[AIM OF THE TASK] Retype all material exactly. Pictures stay out of the copy.

[GIVEN DATA]
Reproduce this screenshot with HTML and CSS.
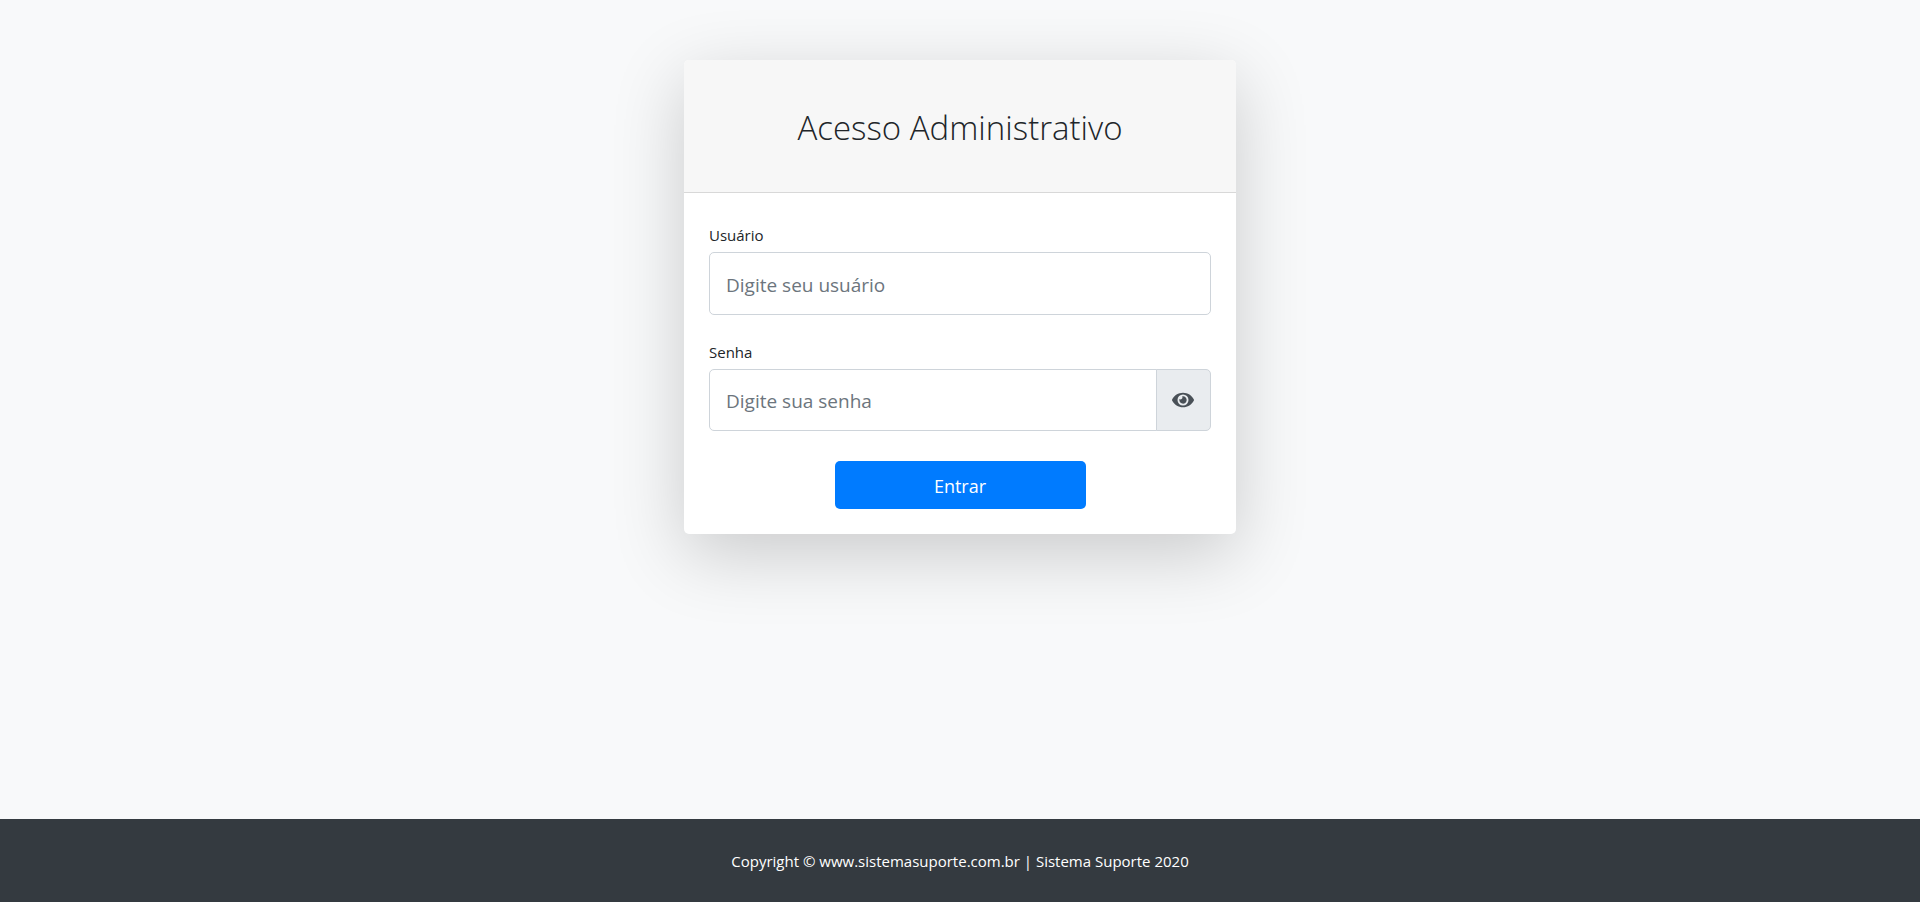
FILE: index.html
```html
<!DOCTYPE html>
<html lang="pt-BR">
<head>
<meta charset="utf-8">
<title>Acesso Administrativo</title>
<link rel="stylesheet" href="styles.css">
</head>
<body>
<main class="page">
  <div class="card">
    <div class="card-header"><h1 class="title">Acesso Administrativo</h1></div>
    <form class="card-body">
      <div class="form-group">
        <label class="label" for="user">Usuário</label>
        <input class="input" id="user" type="text" placeholder="Digite seu usuário">
      </div>
      <div class="form-group">
        <label class="label" for="password">Senha</label>
        <div class="input-group">
          <input class="input input-joined" id="password" type="password" placeholder="Digite sua senha">
          <button class="addon" type="button" aria-label="Mostrar senha">
            <svg class="eye" viewBox="0 0 576 512" aria-hidden="true"><path fill="currentColor" d="M572.52 241.4C518.29 135.59 410.93 64 288 64S57.68 135.64 3.48 241.41a32.35 32.35 0 0 0 0 29.19C57.71 376.41 165.07 448 288 448s230.32-71.64 284.52-177.41a32.35 32.35 0 0 0 0-29.19zM288 400a144 144 0 1 1 144-144 143.93 143.93 0 0 1-144 144zm0-240a95.31 95.31 0 0 0-25.31 3.79 47.85 47.85 0 0 1-66.9 66.9A95.78 95.78 0 1 0 288 160z"/></svg>
          </button>
        </div>
      </div>
      <button class="submit" type="submit">Entrar</button>
    </form>
  </div>
</main>
<footer class="footer">Copyright © www.sistemasuporte.com.br | Sistema Suporte 2020</footer>
</body>
</html>
```
FILE: styles.css
```css
* { box-sizing: border-box; }
body {
  margin: 0;
  min-height: 100vh;
  display: flex;
  flex-direction: column;
  background: #f8f9fa;
  color: #212529;
  font: 15px/24px "Open Sans", sans-serif;
}
.page { flex: 1; padding: 60px 16px; }
.card {
  max-width: 552px;
  margin: 0 auto;
  background: #fff;
  border-radius: 5px;
  box-shadow: 0 20px 72px rgba(0, 0, 0, .19);
}
.card-header {
  padding: 46px 24px 42px;
  background: #f7f7f7;
  border-bottom: 1px solid #d8d8d8;
  border-radius: 5px 5px 0 0;
}
.title { margin: 0; font-size: 33px; line-height: 44px; font-weight: 300; text-align: center; }
.card-body { padding: 30px 25px 25px; }
.form-group { margin-bottom: 25px; }
.label { display: block; margin-bottom: 5px; }
.input {
  display: block;
  width: 100%;
  height: 63px;
  padding: 2px 16px 0;
  border: 1px solid #ced4da;
  border-radius: 5px;
  background: #fff;
  color: #495057;
  font: inherit;
  font-size: 19px;
}
.input::placeholder { color: #6c757d; opacity: 1; }
.input-group { display: flex; height: 62px; }
.input-joined { flex: 1; height: 100%; border-radius: 5px 0 0 5px; }
.addon {
  display: flex;
  align-items: center;
  justify-content: center;
  width: 55px;
  margin-left: -1px;
  padding: 0 1px 0 0;
  border: 1px solid #ced4da;
  border-radius: 0 5px 5px 0;
  background: #e9ecef;
  color: #495057;
}
.eye { width: 22px; height: 20px; }
.submit {
  display: block;
  width: 50%;
  height: 48px;
  margin: 30px auto 0;
  padding: 2px 0 0;
  border: 0;
  border-radius: 5px;
  background: #007bff;
  color: #fff;
  font: inherit;
  font-size: 18px;
}
.footer { padding: 30px 16px 29px; background: #343a40; color: #fff; text-align: center; }
```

[SOLUTION FOR THIS TASK]
Reproduce this screenshot with HTML and CSS.
FILE: index.html
```html
<!DOCTYPE html>
<html lang="pt-BR">
<head>
<meta charset="utf-8">
<title>Acesso Administrativo</title>
<link rel="stylesheet" href="styles.css">
</head>
<body>
<main class="page">
  <div class="card">
    <div class="card-header"><h1 class="title">Acesso Administrativo</h1></div>
    <form class="card-body">
      <div class="form-group">
        <label class="label" for="user">Usuário</label>
        <input class="input" id="user" type="text" placeholder="Digite seu usuário">
      </div>
      <div class="form-group">
        <label class="label" for="password">Senha</label>
        <div class="input-group">
          <input class="input input-joined" id="password" type="password" placeholder="Digite sua senha">
          <button class="addon" type="button" aria-label="Mostrar senha">
            <svg class="eye" viewBox="0 0 576 512" aria-hidden="true"><path fill="currentColor" d="M572.52 241.4C518.29 135.59 410.93 64 288 64S57.68 135.64 3.48 241.41a32.35 32.35 0 0 0 0 29.19C57.71 376.41 165.07 448 288 448s230.32-71.64 284.52-177.41a32.35 32.35 0 0 0 0-29.19zM288 400a144 144 0 1 1 144-144 143.93 143.93 0 0 1-144 144zm0-240a95.31 95.31 0 0 0-25.31 3.79 47.85 47.85 0 0 1-66.9 66.9A95.78 95.78 0 1 0 288 160z"/></svg>
          </button>
        </div>
      </div>
      <button class="submit" type="submit">Entrar</button>
    </form>
  </div>
</main>
<footer class="footer">Copyright © www.sistemasuporte.com.br | Sistema Suporte 2020</footer>
</body>
</html>
```
FILE: styles.css
```css
* { box-sizing: border-box; }
body {
  margin: 0;
  min-height: 100vh;
  display: flex;
  flex-direction: column;
  background: #f8f9fa;
  color: #212529;
  font: 15px/24px "Open Sans", sans-serif;
}
.page { flex: 1; padding: 60px 16px; }
.card {
  max-width: 552px;
  margin: 0 auto;
  background: #fff;
  border-radius: 5px;
  box-shadow: 0 20px 72px rgba(0, 0, 0, .19);
}
.card-header {
  padding: 46px 24px 42px;
  background: #f7f7f7;
  border-bottom: 1px solid #d8d8d8;
  border-radius: 5px 5px 0 0;
}
.title { margin: 0; font-size: 33px; line-height: 44px; font-weight: 300; text-align: center; }
.card-body { padding: 30px 25px 25px; }
.form-group { margin-bottom: 25px; }
.label { display: block; margin-bottom: 5px; }
.input {
  display: block;
  width: 100%;
  height: 63px;
  padding: 2px 16px 0;
  border: 1px solid #ced4da;
  border-radius: 5px;
  background: #fff;
  color: #495057;
  font: inherit;
  font-size: 19px;
}
.input::placeholder { color: #6c757d; opacity: 1; }
.input-group { display: flex; height: 62px; }
.input-joined { flex: 1; height: 100%; border-radius: 5px 0 0 5px; }
.addon {
  display: flex;
  align-items: center;
  justify-content: center;
  width: 55px;
  margin-left: -1px;
  padding: 0 1px 0 0;
  border: 1px solid #ced4da;
  border-radius: 0 5px 5px 0;
  background: #e9ecef;
  color: #495057;
}
.eye { width: 22px; height: 20px; }
.submit {
  display: block;
  width: 50%;
  height: 48px;
  margin: 30px auto 0;
  padding: 2px 0 0;
  border: 0;
  border-radius: 5px;
  background: #007bff;
  color: #fff;
  font: inherit;
  font-size: 18px;
}
.footer { padding: 30px 16px 29px; background: #343a40; color: #fff; text-align: center; }
```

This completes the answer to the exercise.